N. 25 October 2002 | Asymmetric shocks, the Achilles heel of the Stability Pact

Having a single currency alongside with a european budgetary policy, irrespective of Member States, implies the creation of a truly federal State made possible by an initially small group of States.

Cracks have recently started appearing in the Stability Pact, which the so-called Eurozone countries entered into as a means of guaranteeing the conditions needed to ensure the survival of the single currency. The danger that the Pact would be undermined by one or more asymmetrical shocks was – it might be recalled – widely predicted both by eurosceptics, who did not want the euro to be introduced in the first place and certainly hoped that it would quickly be abandoned, and by federalists, who pointed out the risks it would be exposed to, and pressed for decisions that would eliminate these risks.
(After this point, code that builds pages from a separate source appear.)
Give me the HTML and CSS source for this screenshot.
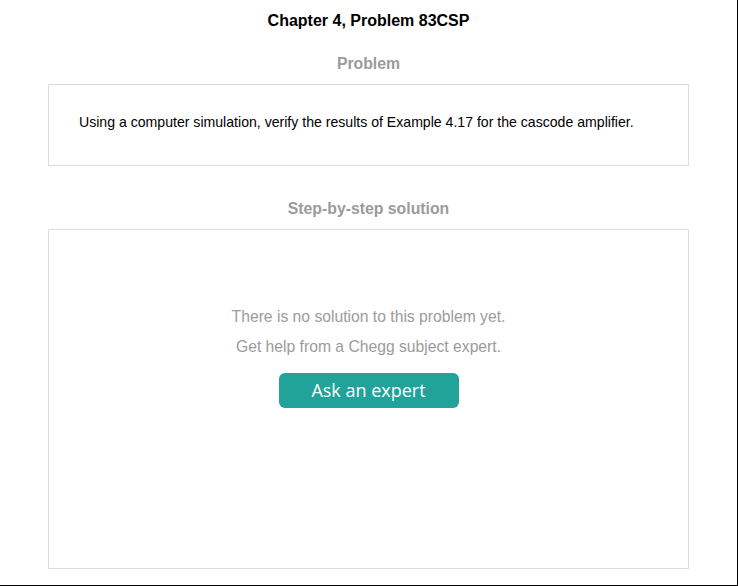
FILE: index.html
```html
<!DOCTYPE html>
<html>
<head>
<meta charset="utf-8">
<link rel="stylesheet" href="styles.css">
</head>
<body>
<div class="page">
  <h1 class="title">Chapter 4, Problem 83CSP</h1>
  <h2 class="section-label">Problem</h2>
  <div class="card problem-card">
    <p class="problem-text">Using a computer simulation, verify the results of Example 4.17 for the cascode amplifier.</p>
  </div>
  <h2 class="section-label step-label">Step-by-step solution</h2>
  <div class="card solution-card">
    <p class="empty-line">There is no solution to this problem yet.</p>
    <p class="empty-line">Get help from a Chegg subject expert.</p>
    <button class="ask-btn">Ask an expert</button>
  </div>
</div>
</body>
</html>
```
FILE: styles.css
```css
* { box-sizing: border-box; }
html, body { margin: 0; padding: 0; background: #fff; }
body { font-family: "Liberation Sans", Arial, sans-serif; }
.page {
  width: 738px;
  height: 586px;
  border-right: 1px solid #000;
  border-bottom: 1px solid #000;
  padding: 10px 48px 0 48px;
  display: flex;
  flex-direction: column;
}
.title {
  margin: 0;
  font-size: 16px;
  line-height: 22px;
  font-weight: bold;
  color: #000;
  text-align: center;
}
.section-label {
  margin: 22px 0 10px;
  font-size: 15.8px;
  line-height: 20px;
  font-weight: bold;
  color: #9b9b9b;
  text-align: center;
}
.step-label { margin-top: 33px; }
.card {
  border: 1px solid #dcdcdc;
  background: #fff;
}
.problem-card {
  height: 82px;
  padding: 27px 30px 0;
}
.problem-text {
  margin: 0;
  font-size: 14.1px;
  line-height: 20px;
  color: #000;
}
.solution-card {
  height: 340px;
  padding-top: 72px;
  display: flex;
  flex-direction: column;
  align-items: center;
}
.empty-line {
  margin: 0;
  font-size: 15.7px;
  line-height: 30px;
  color: #9b9b9b;
}
.ask-btn {
  margin-top: 11px;
  width: 180px;
  height: 35px;
  border: none;
  border-radius: 6px;
  background: #21a39a;
  color: #fff;
  font-family: "Open Sans", sans-serif;
  font-size: 18px;
  padding: 0;
  line-height: 35px;
}
```
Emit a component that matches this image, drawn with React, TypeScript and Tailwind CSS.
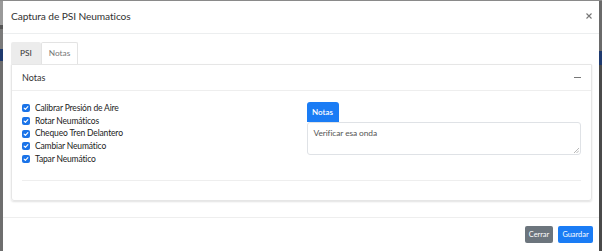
import React from "react";

const items = [
  "Calibrar Presión de Aire",
  "Rotar Neumáticos",
  "Chequeo Tren Delantero",
  "Cambiar Neumático",
  "Tapar Neumático",
];

const Check = () => (
  <span className="w-[8px] h-[8px] rounded-[2px] bg-[#1a73e8] flex items-center justify-center shrink-0">
    <svg width="6" height="6" viewBox="0 0 8 8">
      <path d="M1.5 4.2 L3.2 5.8 L6.5 2.2" stroke="white" strokeWidth="1.5" fill="none" strokeLinecap="round" strokeLinejoin="round" />
    </svg>
  </span>
);

const App = () => {
  return (
    <div className="w-[602px] h-[251px] flex bg-[#8a8a8a] pt-px font-['Lato',sans-serif] text-[#333]">
      <div className="w-[3px] flex flex-col">
        <div className="h-[24px] bg-[#9a9a9a]" />
        <div className="h-[4px] bg-[#555]" />
        <div className="h-[20px] bg-[#7a7a7a]" />
        <div className="h-[12px] bg-[#1f3a6e]" />
        <div className="flex-1 bg-[#6e6e6e]" />
      </div>
      <div className="flex-1 bg-white flex flex-col">
        <div className="h-[33px] border-b border-[#eceeef] flex items-center justify-between pl-[8px] pr-[7px]">
          <span className="text-[10.2px] text-[#333] tracking-[-0.1px]">Captura de PSI Neumaticos</span>
          <svg width="6" height="6" viewBox="0 0 6 6" className="-mt-[3px]">
            <path d="M0.5 0.5 L5.5 5.5 M5.5 0.5 L0.5 5.5" stroke="#777" strokeWidth="1.1" />
          </svg>
        </div>
        <div className="pl-[8px] pr-[7px] pt-[8px] pb-[16px]">
          <div className="flex h-[22px] text-[8.3px]">
            <div className="w-[30px] bg-[#ececec] flex items-center justify-center text-[#333] rounded-t-[2px]">PSI</div>
            <div className="w-[37px] bg-white border border-b-0 border-[#e3e3e3] flex items-center justify-center text-[#777] rounded-t-[2px]">Notas</div>
          </div>
          <div className="border border-[#e6e6e6] rounded-b-[3px] shadow-[0_1px_2px_rgba(0,0,0,0.12)] h-[137px] flex flex-col">
            <div className="h-[26px] border-b border-[#eeeeee] flex items-center justify-between pl-[10px] pr-[10px]">
              <span className="text-[9px] text-[#333]">Notas</span>
              <span className="w-[7px] h-px bg-[#777]" />
            </div>
            <div className="px-[10px] pt-[11px]">
              <div className="grid grid-cols-2 gap-[10px]">
                <div className="flex flex-col">
                  {items.map((t) => (
                    <div key={t} className="flex items-center gap-[5px] h-[12.7px] text-[8.5px] tracking-[-0.15px] text-[#222]">
                      <Check />
                      <span>{t}</span>
                    </div>
                  ))}
                </div>
                <div className="flex flex-col">
                  <div className="w-[32px] h-[20px] bg-[#1a7cf5] text-white text-[8px] font-semibold flex items-center justify-center rounded-t-[3px]">Notas</div>
                  <div className="relative h-[33px] border border-[#dfe2e6] rounded-[3px] px-[6px] pt-[4px] text-[8.4px] tracking-[-0.1px] text-[#555]">
                    Verificar esa onda
                    <svg className="absolute right-[1px] bottom-[1px]" width="5" height="5" viewBox="0 0 5 5">
                      <path d="M5 0 L0 5 M5 2.5 L2.5 5" stroke="#999" strokeWidth="0.7" />
                    </svg>
                  </div>
                </div>
              </div>
              <div className="mt-[15px] border-t border-[#eeeeee]" />
            </div>
          </div>
        </div>
        <div className="border-t border-[#eeeeee] flex-1 flex justify-end items-start pt-[8px] pr-[6px] gap-[5px]">
          <div className="w-[28px] h-[17px] bg-[#6c757d] text-white text-[7.4px] rounded-[2px] flex items-center justify-center">Cerrar</div>
          <div className="w-[35px] h-[17px] bg-[#1a7cf5] text-white text-[7.4px] rounded-[2px] flex items-center justify-center">Guardar</div>
        </div>
      </div>
      <div className="w-[3px] flex flex-col">
        <div className="h-[50px] bg-[#6a6a6a]" />
        <div className="h-[14px] bg-[#1f3a6e]" />
        <div className="flex-1 bg-[#4a4a4a]" />
      </div>
    </div>
  );
};

export default App;
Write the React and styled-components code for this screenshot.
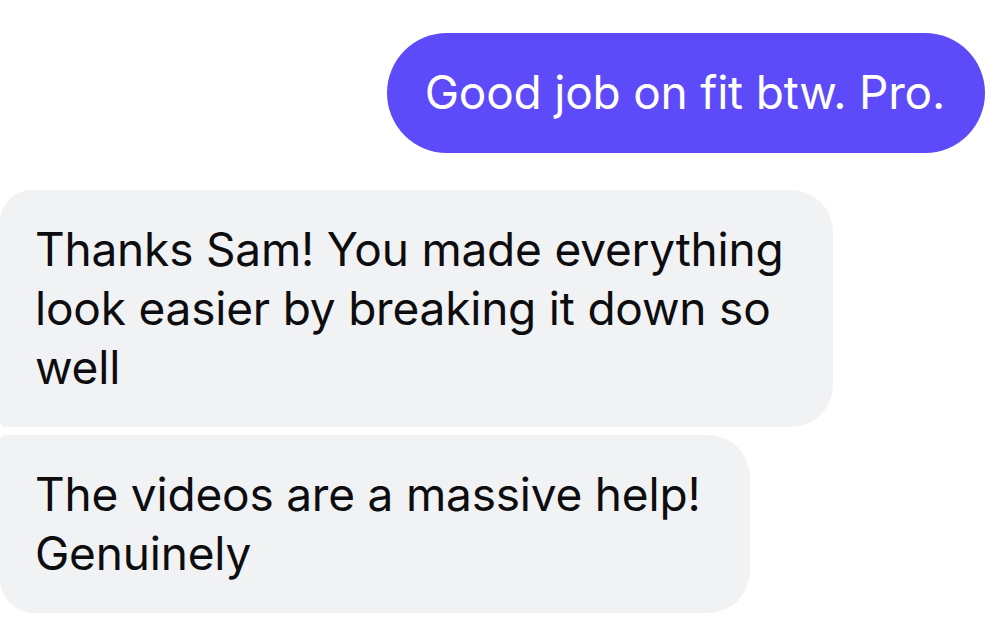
import React from "react";
import styled, { createGlobalStyle } from "styled-components";

const Global = createGlobalStyle`
  html, body { margin: 0; padding: 0; background: #ffffff; }
  body { font-family: Inter, "Noto Sans", "Liberation Sans", sans-serif; -webkit-font-smoothing: antialiased; }
`;

const Thread = styled.div`
  display: flex;
  flex-direction: column;
  width: 1007px;
  height: 629px;
  overflow: hidden;
  padding-top: 33px;
  box-sizing: border-box;
`;

const Bubble = styled.div`
  box-sizing: border-box;
  font-size: 46px;
  line-height: 59px;
  letter-spacing: -0.2px;
  padding: 30px 40px;
  width: fit-content;
  white-space: nowrap;
`;

const Outgoing = styled(Bubble)`
  align-self: flex-end;
  margin-right: 22px;
  background: #5d4af8;
  color: #ffffff;
  border-radius: 60px;
  padding: 30px 40px 31px 38px;
`;

const Incoming = styled(Bubble)`
  align-self: flex-start;
  background: #f1f2f4;
  color: #0d0d0f;
  padding: 30px 50px 30px 35px;
  margin-top: ${(p) => p.$gap}px;
  border-radius: ${(p) => (p.$first ? "32px 42px 42px 6px" : "6px 42px 42px 34px")};
`;

export default function App() {
  return (
    <>
      <Global />
      <Thread>
        <Outgoing>Good job on fit btw. Pro.</Outgoing>
        <Incoming $first $gap={37}>
          Thanks Sam! You made everything
          <br />
          look easier by breaking it down so
          <br />
          well
        </Incoming>
        <Incoming $gap={8}>
          The videos are a massive help!
          <br />
          Genuinely
        </Incoming>
      </Thread>
    </>
  );
}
But no one would have predicted that these first signs of the Pact’s weakness would appear so soon.

The first asymmetrical shock came in the form of the floods that recently devastated Germany and Austria, as well as some of the central European states that are candidates for EU membership. But even prior to these floods, there had already been signs that the Pact was feeling the strain of the divergent directions taken, both to counter the effects of the economic downturn and to boost consensus in election periods, by the economic policies of the various governments. Portugal has already been officially reprimanded by the Commission for exceeding the budget deficit threshold – a fate, what is more, that Germany, France and Italy have so far avoided only thanks to “creative accounting.”

Consequently, pressure is mounting for broader interpretation of the Stability Pact – at this point, the boundary between interpretation and violation appears blurred – and for its modification. Suggestions have included raising the budget deficit limit to 4% of the GDP, putting back, by a year, the deadline for achieving a balanced budget, excluding investment spending from the calculation of the deficit, and other tricks of accounting. For the time being, these constitute little more than signals that, given that the limits established by the Pact are, to a great extent, arbitrary, can be considered unimportant. Indeed, raising these limits by one per cent here, or a year there, or introducing alternative methods of calculating the deficit would not, in themselves, be particularly significant moves. What should be generating real concern, on the other hand, is the apparent incapacity of the Eurozone governments to follow convergent budgetary policies of any kind (unless the definition of convergence is so broad as to render the Pact entirely meaningless).

It has to be said that the need for flexibility that is emphasised by some struggling European governments, is, in abstract terms, quite justified. But it is also true that a balanced budget is necessary in order to prevent the cumulative public debt from reaching – as it already has in some EU member states – catastrophic levels. However, a balanced budget can only be achieved by offsetting, over a long period of time, the surpluses generated in profitable years against the deficits from negative years. In any case, a government that really wants to govern needs to have, when defining its policies and making short-term decisions, plenty of room for manoeuvre. But the need to respect the terms of the Stability Pact is placing untenable restrictions on the European governments and forcing them to follow a structurally deflationary policy that is impracticable in today’s difficult economic climate.

On the other hand, the Stability Pact is by no means the product of a deliberate effort to slow down the European economy. It was an inevitable by-product of the decision to launch a single currency in a group of states whose governments were, at the same time, determined to hold on to their power to implement their own, independent, budgetary policies. Indeed, had the governments not been contractually bound to respect certain parameters, their freedom would inevitably have had unacceptable consequences, with the least responsible among them allowed, by exporting inflation, to make their partners meet the costs not only of their investments and emergency measures, but also those generated by their wastefulness and cronyism. It must thus be emphasised that any proposal that undermines the Stability Pact constitutes, in fact, an attack on the single currency.

But the Stability Pact is as necessary as it is impossible (at least in the medium term) to adhere to – and the reason for both of these characteristics lies in the contradiction, evident in the Eurozone countries, between the existence of a single currency created from a European perspective and that of twelve independent budgetary policies implemented on the basis of twelve divergent national agendas. It thus follows that there is only one way out of the alarming situation currently emerging in Europe: that of introducing, alongside the single currency, a single European budgetary policy that is flexibleand not bound, by any sortof pact, to anyone. Clearly, this cannot be achieved by the current European Union, the size of whose budget (negligible) is agreed by the governments, which are also required to pursue parallel deflationary policies – an impossible task in the medium term. What is needed is the creation, even in what will initially have to be the more limited framework of a core of countries, of an out-and-out federal state, with a democratic government and a parliament – the latter based on a bicameral system that would naturally include a chamber of states – that, while respecting the financial autonomy of the member states, have the power to decide the Union’s deficit levels and the size of its budget, and are equipped with the instruments needed to fund the latter independently,through taxation and the issuing of loans. It is a radical step forward, and as such will require courage and determination. But anyone who rejects it in the name of “realism”, which is to say out of the jealous desire to hold on to national power, has a duty to set forth a feasible alternative that might allow Europe to prevent the euro from sinking into an irreversible decline and the Union itself from heading towards its own disintegration.